And she’s using a pretty surprising platform to do so. The editorial page of the New York Daily News is generally a pretty hostile place when it comes to the right to keep and bear arms, so I was shocked to see the paper run an opinion piece by Syracuse University professor Lynn Greenky that slams one of the new gun control laws on the books in New York State; the mandate that all those applying for a concealed carry license turn over a list of their social media accounts so that law enforcement can examine posts for evidence of “good moral character” or the lack thereof.
As Greenky writes, while this provision includes things like not being convicted of a felony or any involuntary commitments to mental health institutions that are prohibiting factors in owning a gun, the new rule goes far beyond those relatively objective standards.
But problematically, as further evidence of one’s good moral character, an applicant must submit a list of their former and current social media accounts from the past three years. What, if anything, is to be discovered from this is not at all clear. The government is unlikely to have the power to compel access to the accounts; and as to public-facing social media posts, the government will have to clear major First Amendment hurdles before it can use the posts to deny an applicant a license to own and carry a gun in New York State.
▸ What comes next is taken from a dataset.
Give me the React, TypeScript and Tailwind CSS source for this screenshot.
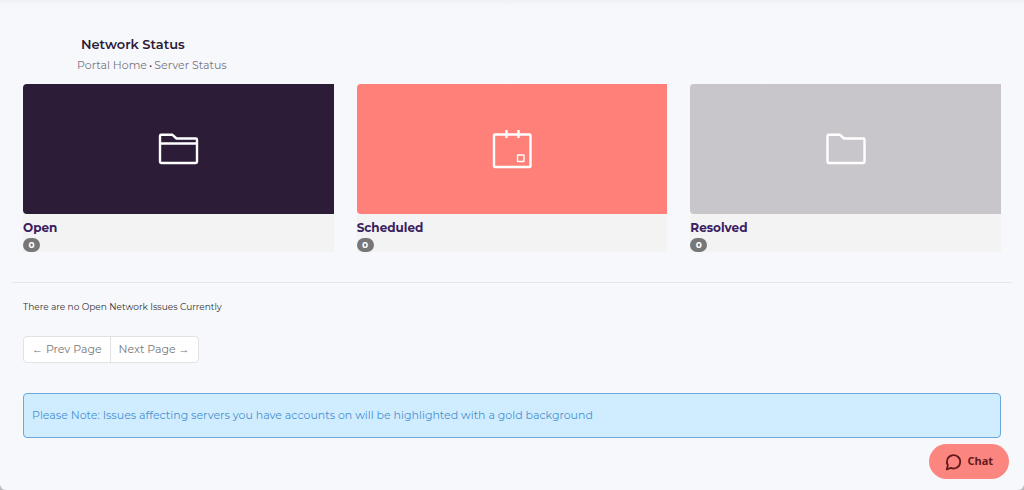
import type { ReactNode } from "react";

type Status = { label: string; count: number; tile: string; icon: ReactNode };

function FolderOpenIcon() {
  return (
    <svg aria-hidden="true" className="h-12 w-12" viewBox="0 0 48 48" fill="none" stroke="white" strokeWidth="2.4" strokeLinejoin="round">
      <path d="M6 11Q6 9.800 7.200 9.800H18.500L22.500 13.500H41.800Q43 13.500 43 14.700V36.800Q43 38 41.800 38H7.200Q6 38 6 36.800Z" />
      <path d="M6 18.500H43" />
    </svg>
  );
}

function FolderIcon() {
  return (
    <svg aria-hidden="true" className="h-12 w-12" viewBox="0 0 48 48" fill="none" stroke="white" strokeWidth="2.4" strokeLinejoin="round">
      <path d="M5.500 11Q5.500 9.800 6.700 9.800H18L22 13.500H41.300Q42.500 13.500 42.500 14.700V36.800Q42.500 38 41.300 38H6.700Q5.500 38 5.500 36.800Z" />
    </svg>
  );
}

function CalendarIcon() {
  return (
    <svg aria-hidden="true" className="h-12 w-12" viewBox="0 0 48 48" fill="none" stroke="white" strokeWidth="2.4" strokeLinejoin="round">
      <rect x="6" y="9.500" width="36.500" height="32.500" rx="1" />
      <path d="M18.500 5V13M30.500 5V13" />
      <rect x="29.500" y="30" width="6.500" height="6.500" rx="0.500" strokeWidth="1.400" />
    </svg>
  );
}

const statuses: Status[] = [
  { label: "Open", count: 0, tile: "bg-[#2c1c38]", icon: <FolderOpenIcon /> },
  { label: "Scheduled", count: 0, tile: "bg-[#ff8079]", icon: <CalendarIcon /> },
  { label: "Resolved", count: 0, tile: "bg-[#c8c6cb]", icon: <FolderIcon /> },
];

function StatusCard({ label, count, tile, icon }: Status) {
  return (
    <a href="#" className="block bg-[#f3f3f3]">
      <div className={`flex h-[130px] items-center justify-center rounded-l ${tile}`}>{icon}</div>
      <div className="pt-1">
        <div className="text-xs leading-5 font-bold text-[#3a2060]">{label}</div>
        <span className="flex h-[14px] w-[17px] items-center justify-center rounded-full bg-[#777] text-[9px] font-bold text-white">
          {count}
        </span>
      </div>
    </a>
  );
}

export default function App() {
  return (
    <div className="min-h-screen bg-[#b9b9be] font-['Montserrat','Inter',sans-serif]">
      <div className="min-h-screen rounded-b-md bg-[#f7f8fc] bg-linear-to-b from-[#eff0f5] to-[#f7f8fc] to-[6px] px-3 pt-9">
        <header className="px-[65px]">
          <h1 className="px-1 text-[13px] leading-4 font-semibold text-[#2c1c38]">Network Status</h1>
          <nav aria-label="Breadcrumb" className="flex gap-[2px] pt-[5px] pb-[11px] text-[11px] leading-4 text-[#77767d]">
            <a href="#">Portal Home</a>
            <span className="text-[#2c1c38]">•</span>
            <a href="#">Server Status</a>
          </nav>
        </header>

        <main>
          <div className="grid grid-cols-3 gap-[23px] px-[11px]">
            {statuses.map((s) => (
              <StatusCard key={s.label} {...s} />
            ))}
          </div>
          <hr className="mt-[30px] border-[#e5e5ea]" />
          <div className="px-[11px]">
            <p className="pt-4 text-[9px] leading-4 text-[#333]">There are no Open Network Issues Currently</p>
            <div className="mt-[21px] flex w-fit rounded border border-[#e2e2e5] bg-white text-[11px] leading-[25px] text-[#777]">
              <button type="button" className="border-r border-[#e2e2e5] px-2">
                <span className="font-['Liberation_Sans',sans-serif]">←</span> Prev Page
              </button>
              <button type="button" className="px-2">
                Next Page <span className="font-['Liberation_Sans',sans-serif]">→</span>
              </button>
            </div>
            <div className="mt-[30px] flex h-[45px] items-center rounded border border-[#6ba8dc] bg-[#d0edff] px-2 text-[11px] text-[#4a90d0]">
              Please Note: Issues affecting servers you have accounts on will be highlighted with a gold background
            </div>
          </div>
        </main>

        <button
          type="button"
          className="fixed right-[15px] bottom-[11px] flex h-[35px] items-center gap-1 rounded-full bg-[#fb8680] px-4 font-['Noto_Sans',sans-serif] text-[11px] font-bold text-[#64191b]"
        >
          <svg aria-hidden="true" className="h-[18px] w-[18px]" viewBox="0 0 17 17" fill="none" stroke="currentColor" strokeWidth="1.700" strokeLinecap="round" strokeLinejoin="round">
            <path d="M2.700 11.600A6.300 6.300 0 1 1 5.600 14.100L1.600 15.500Z" />
          </svg>
          Chat
        </button>
      </div>
    </div>
  );
}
It is an unfortunate truth that many use social media as an avenue to spew hate and vitriol. They do so under the protective umbrella of the First Amendment. Importantly, the constitutional prohibition against laws abridging freedom of speech applies only to the relationship between individuals and the government. Social media platforms do not belong to the government; they are owned by shareholders, which include private citizens and corporations. So while social media platforms, as non-governmental entities, have wide latitude to draft rules of engagement and moderate speech, including removing posts or blocking users, the First Amendment prohibits the government from taking such action. Lies, misinformation, disinformation and hate for the most part enjoy the same First Amendment protection as truth and kindness.
And speech protected by the First Amendment shouldn’t be cause to deny someone their Second Amendment right to bear arms, no matter how offensive or vitriolic it might be deemed by the authorities responsible for issuing concealed carry licenses. In Greenky’s view, “[o]ur right to speak our minds is not supposed to be suddenly subject to monitoring and punishment when we seek to assert our right to keep and bear arms under the Second Amendment”, but the anti-gun Democrats in control of the state legislature wouldn’t have it any other way. Their goal is to block as many people as possible from exercising their right to bear arms in self-defense, and if that means stepping all over their First Amendment rights so they can infringe on their Second Amendment rights so be it.
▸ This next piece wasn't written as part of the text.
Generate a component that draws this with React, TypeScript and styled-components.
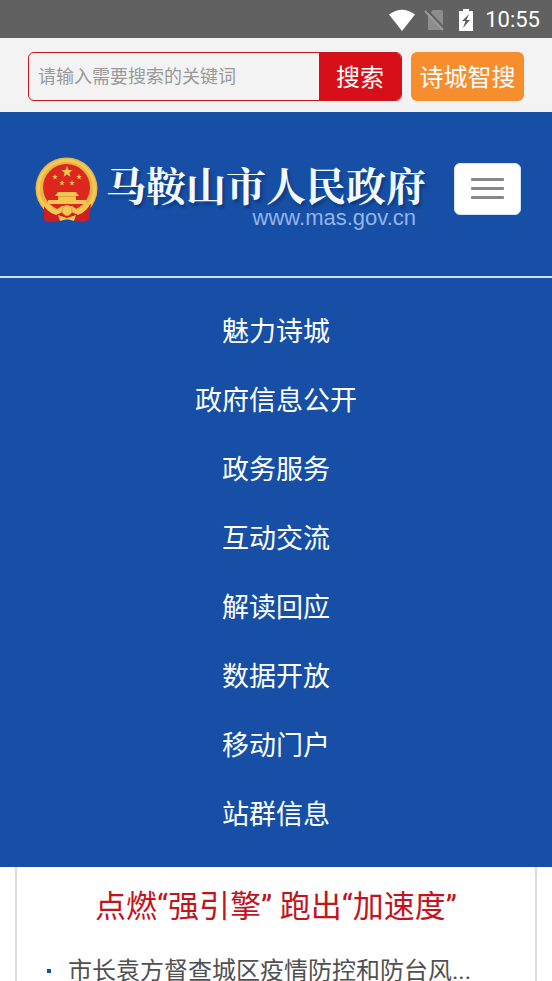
import React from "react";
import styled, { createGlobalStyle } from "styled-components";

const GlobalStyle = createGlobalStyle`
  * { box-sizing: border-box; }
  html, body { margin: 0; background: #fff; overflow-x: hidden; }
  body { font-family: Roboto, "Noto Sans CJK SC", sans-serif; }
  button, input { font-family: inherit; }
`;

const StatusBar = styled.div`
  display: flex;
  align-items: center;
  justify-content: flex-end;
  height: 38px;
  padding: 2px 12px 0 0;
  background: #616161;
  color: #fff;
`;

const StatusIcon = styled.svg<{ $gap: number }>`
  display: block;
  margin-right: ${(p) => p.$gap}px;
`;

const Clock = styled.time`
  font-size: 22px;
  line-height: 28px;
`;

const SearchStrip = styled.form`
  display: flex;
  gap: 9px;
  height: 74px;
  padding: 14px 28px 11px;
  background: #f3f3f3;
`;

const SearchBox = styled.div`
  display: flex;
  flex: 1;
  min-width: 0;
  border: 1px solid #c9151e;
  border-radius: 6px;
  overflow: hidden;
`;

const SearchInput = styled.input`
  flex: 1;
  min-width: 0;
  padding: 0 9px;
  border: 0;
  outline: 0;
  background: transparent;
  color: #444;
  font-size: 18px;
  &::placeholder { color: #999; opacity: 1; }
`;

const SearchButton = styled.button`
  width: 82px;
  padding: 0 0 3px;
  border: 0;
  background: #d60f18;
  color: #fff;
  font-size: 24px;
`;

const SmartButton = styled.button`
  width: 113px;
  padding: 0 0 3px;
  border: 0;
  border-radius: 6px;
  background: #f68e2e;
  color: #fff;
  font-size: 24px;
  white-space: nowrap;
`;

const Header = styled.header`
  display: flex;
  align-items: flex-start;
  justify-content: space-between;
  height: 166px;
  padding: 44px 31px 0 34px;
  border-bottom: 2px solid #d3dff0;
  background: #164fa5;
`;

const Brand = styled.a`
  display: flex;
  align-items: flex-start;
  color: #fff;
  text-decoration: none;
`;

const BrandText = styled.div`
  display: flex;
  flex-direction: column;
  align-items: flex-end;
  margin-left: 6px;
  padding-top: 4px;
`;

const BrandName = styled.span`
  font-family: "Noto Serif CJK SC", "Noto Sans CJK SC", serif;
  font-size: 40px;
  font-weight: 700;
  line-height: 48px;
  color: #f2f9ff;
  text-shadow: 2px 3px 3px rgba(5, 40, 100, 0.55);
  white-space: nowrap;
`;

const BrandUrl = styled.span`
  margin-right: 10px;
  font-family: "Liberation Sans", sans-serif;
  font-size: 22px;
  line-height: 20px;
  color: #92b5ea;
`;

const MenuButton = styled.button`
  display: flex;
  flex-direction: column;
  align-items: center;
  justify-content: center;
  gap: 6px;
  width: 67px;
  height: 52px;
  margin-top: 7px;
  padding: 0 0 2px;
  border: 1px solid #d5e4f8;
  border-radius: 6px;
  background: #fff;
`;

const MenuLine = styled.span`
  width: 33px;
  height: 3px;
  border-radius: 1px;
  background: #888;
`;

const Nav = styled.nav`
  padding: 20px 0 17px;
  background: #164fa5;
`;

const NavList = styled.ul`
  margin: 0;
  padding: 0;
  list-style: none;
`;

const NavLink = styled.a`
  display: block;
  color: #fff;
  font-size: 27px;
  line-height: 69px;
  text-align: center;
  text-decoration: none;
`;

const News = styled.main`
  margin: 0 15px;
  padding: 16px 30px 0;
  border: solid #ddd;
  border-width: 0 2px;
`;

const Headline = styled.h1`
  margin: 0;
  color: #c2141d;
  font-size: 31px;
  font-weight: 400;
  line-height: 48px;
  text-align: center;
  white-space: nowrap;
`;

const NewsList = styled.ul`
  margin: 18px 0 0;
  padding: 0;
  list-style: none;
`;

const NewsItem = styled.li`
  display: flex;
  align-items: center;
  gap: 17px;
  height: 44px;
  &::before {
    content: "";
    width: 4px;
    height: 4px;
    background: #164fa5;
  }
`;

const NewsLink = styled.a`
  color: #505050;
  font-size: 24px;
  line-height: 44px;
  text-decoration: none;
  white-space: nowrap;
`;

const Page = styled.div`
  height: 100vh;
  overflow: hidden;
`;

const star = (cx: number, cy: number, r: number) =>
  Array.from({ length: 10 }, (_, i) => {
    const a = -Math.PI / 2 + (i * Math.PI) / 5;
    const d = i % 2 ? r * 0.4 : r;
    return `${cx + d * Math.cos(a)},${cy + d * Math.sin(a)}`;
  }).join(" ");

const Emblem = () => (
  <svg width="66" height="68" viewBox="0 0 66 68" aria-hidden="true">
    <circle cx="32.5" cy="32.5" r="31" fill="#e9b440" />
    <circle cx="32.5" cy="32.5" r="28" fill="none" stroke="#f4c95c" strokeWidth="3" />
    <circle cx="32.5" cy="31.5" r="23.5" fill="#dc2720" />
    <path d="M10 48L22 54L33 56L44 54L57 48L55 63Q50 68 43 65L33 63L23 65Q15 68 10 64Z" fill="#d01d20" />
    <g fill="#f5c650">
      <polygon points={star(33, 16, 6)} />
      <polygon points={star(21, 21, 3)} />
      <polygon points={star(45, 21, 3)} />
      <polygon points={star(28, 27, 3)} />
      <polygon points={star(38, 27, 3)} />
      <path d="M24 36h18l3 4h-3v4h10v4H14v-4h10v-4h-3z" />
      <path d="M8 46Q16 48 22 54L28 50H38L44 54Q50 48 57 46Q53 56 44 59L33 54L22 59Q12 56 8 46Z" />
      <path d="M24 59l9 3 9-3-2 6-7-2-7 2z" />
    </g>
    <path d="M24 40.5h18" stroke="#dda039" strokeWidth="1" />
    <circle cx="33" cy="54.5" r="5" fill="#f2c657" stroke="#dda039" />
  </svg>
);

const links = ["魅力诗城", "政府信息公开", "政务服务", "互动交流", "解读回应", "数据开放", "移动门户", "站群信息"];
const news = ["市长袁方督查城区疫情防控和防台风..."];

export default function App() {
  return (
    <Page>
      <GlobalStyle />
      <StatusBar>
        <StatusIcon $gap={8} width="28" height="22" viewBox="0 0 28 22" aria-hidden="true">
          <path d="M1 5.5Q14-4 27 5.5L14 22Z" fill="#fff" />
        </StatusIcon>
        <StatusIcon $gap={13} width="21" height="22" viewBox="0 0 21 22" aria-hidden="true">
          <path d="M9 1h8q2 0 2 2v18H4V6Z" fill="#8d8d8d" />
          <path d="M3 1l18 19" stroke="#616161" strokeWidth="2" />
          <path d="M1 2l18 19" stroke="#999" strokeWidth="2" />
        </StatusIcon>
        <StatusIcon $gap={11} width="16" height="22" viewBox="0 0 16 22" aria-hidden="true">
          <path d="M5 0h6v2h4v20H1V2h4z" fill="#fff" />
          <path d="M11 5L4 12h3.5L5 19l7-8H8.5z" fill="#616161" />
        </StatusIcon>
        <Clock>10:55</Clock>
      </StatusBar>
      <SearchStrip onSubmit={(e) => e.preventDefault()}>
        <SearchBox>
          <SearchInput aria-label="请输入需要搜索的关键词" placeholder="请输入需要搜索的关键词" />
          <SearchButton type="submit">搜索</SearchButton>
        </SearchBox>
        <SmartButton type="button">诗城智搜</SmartButton>
      </SearchStrip>
      <Header>
        <Brand href="#">
          <Emblem />
          <BrandText>
            <BrandName>马鞍山市人民政府</BrandName>
            <BrandUrl>www.mas.gov.cn</BrandUrl>
          </BrandText>
        </Brand>
        <MenuButton type="button" aria-label="菜单">
          <MenuLine />
          <MenuLine />
          <MenuLine />
        </MenuButton>
      </Header>
      <Nav>
        <NavList>
          {links.map((label) => (
            <li key={label}>
              <NavLink href="#">{label}</NavLink>
            </li>
          ))}
        </NavList>
      </Nav>
      <News>
        <Headline>点燃“强引擎” 跑出“加速度”</Headline>
        <NewsList>
          {news.map((title) => (
            <NewsItem key={title}>
              <NewsLink href="#">{title}</NewsLink>
            </NewsItem>
          ))}
        </NewsList>
      </News>
    </Page>
  );
}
Greenky, however, doesn’t see this ending well for the state of New York.
The court in Bruen went to great pains to assert that the rights recognized in the Second Amendment are equally as important as the rights recognized in the First. The reverse is also true; protection, once granted to speech by the First Amendment, cannot later be withdrawn by the Second. A gun applicant’s social media posts are shielded equally from government interference by the First Amendment and the Second. Those parts of the New York gun law that provide the government the power to upend that balance will not survive constitutional scrutiny.
Let’s hope that Greenky is right, but the bigger problem is that New York’s Democratic majority has nothing but contempt for many of the fundamental freedoms of residents; whether it’s the right to carry a gun in self-defense or the right to speak your mind. It’s this authoritarian ideology that’s at the root of these evil infringements on the civil rights of New Yorkers, and unfortunately that ideology isn’t confined to the borders of the Empire State.